Monday, November 06, 2017

Focus on present predicts enhanced life satisfaction but not happiness

Another study by Felsman et al., in the vein of the work described in MindBlog's Oct. 25 post. That study claimed a correlation between present-moment attention and increased positive affect, this study suggests a correlation with life satisfaction but not happiness:
Mindfulness theorists suggest that people spend most of their time focusing on the past or future rather than the present. Despite the prevalence of this assumption, no research that we are aware of has evaluated whether it is true or what the implications of focusing on the present are for subjective well-being. We addressed this issue by using experience sampling to examine how frequently people focus on the present throughout the day over the course of a week and whether focusing on the present predicts improvements in the 2 components of subjective well-being over time—how people feel and how satisfied they are with their lives.
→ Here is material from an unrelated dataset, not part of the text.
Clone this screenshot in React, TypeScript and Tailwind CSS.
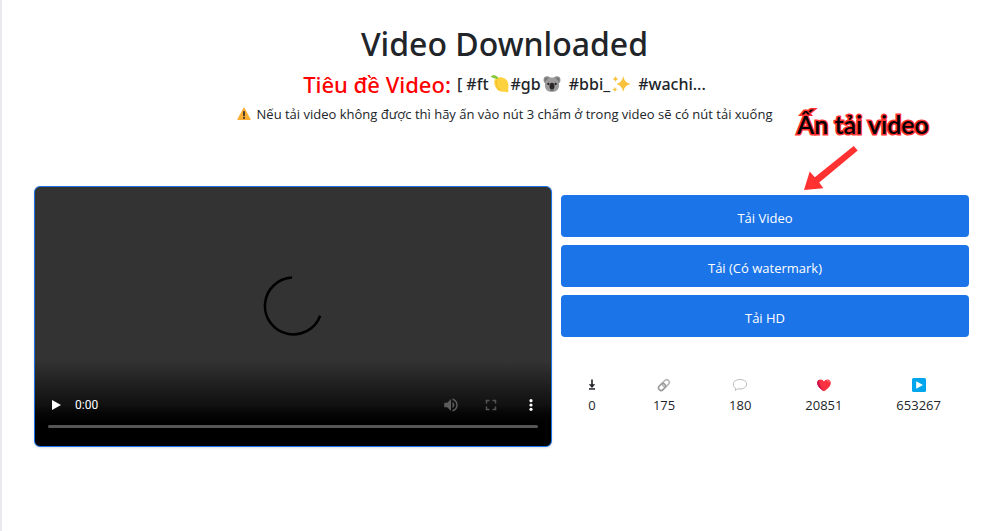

Results indicated that participants were present-focused the majority of the time (66%). Moreover, focusing on the present predicted improvements in life satisfaction (but not happiness) over time by reducing negative rumination. These findings advance our understanding of how temporal orientation and well-being relate.

1 comment:

  1. I paste in this comment, which somehow got posted but then erased: Eltern Klasse 10b E. v. Thadden Schule has left a new comment on your post "Focus on present predicts enhanced life satisfacti...":

    This article suggests that focusing on the moment, the now, increases satisfaction with life but not necessarily happiness. What do we do with this? I have always thought that satisfaction was the basis for happiness. Certainly happiness can not arrive with a non satisfactury situation. The only conclusion I draw is that happiness needs something else apart of satisfaction with life What might this be?